Ingredients:
For the Filet Mignon:
2 filet mignons (6-8 oz each)
Salt and black pepper to taste
2 tbsp olive oil
2 tbsp unsalted butter
2 cloves garlic, smashed
Fresh thyme or rosemary sprigs (optional)
For the Garlic Butter Shrimp:
8-10 large shrimp, peeled and deveined
2 tbsp butter
2 cloves garlic, minced
1/4 tsp smoked paprika
1 tbsp lemon juice
Salt and pepper to taste
Fresh parsley, chopped (for garnish)
For the Sauce:
1/2 cup beef or chicken broth
1/4 cup heavy cream
1 tsp Dijon mustard
1 tbsp Worcestershire sauce
Instructions:
1. Prepare the Filet Mignon:
Preheat your oven to 400°F (200°C).
Season the steaks generously with salt and pepper.
Heat olive oil in an oven-safe skillet over medium-high heat.

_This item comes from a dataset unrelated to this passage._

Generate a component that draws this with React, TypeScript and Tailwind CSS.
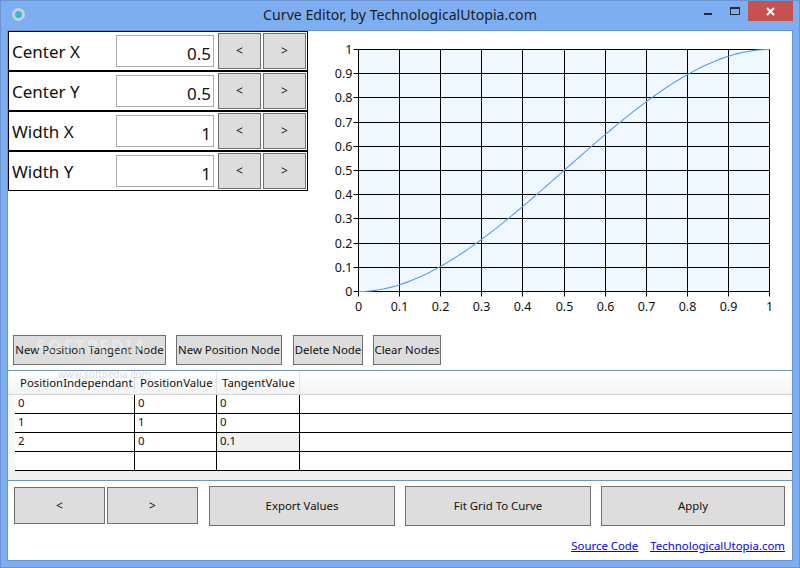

Sear the steaks for 2-3 minutes on each side until browned.
Add butter, garlic, and herbs to the skillet. Spoon the melted butter over the steaks for added flavor.
Transfer the skillet to the oven and cook for 6-8 minutes for medium-rare (or to your desired doneness). Let the steaks rest for 5 minutes before serving.
2. Cook the Shrimp:
In a separate skillet, melt butter over medium heat. Add garlic and cook until fragrant (about 1 minute).
Stir in shrimp, paprika, salt, and pepper. Cook for 2-3 minutes on each side until pink and cooked through.
Add lemon juice and toss the shrimp to coat. Remove from heat and keep warm.
3. Make the Sauce:
In the same skillet used for the steaks, add broth, heavy cream, Dijon mustard, and Worcestershire sauce. Simmer for 2-3 minutes until slightly thickened.
4. Assemble the Dish:
Place the filet mignon on a plate. Top with shrimp and drizzle with the creamy sauce.
Garnish with fresh parsley and serve with mashed potatoes or roasted vegetables. Enjoy!
Pro Tip: Use a meat thermometer to ensure your filet mignon is cooked to perfection (135°F/57°C for medium-rare).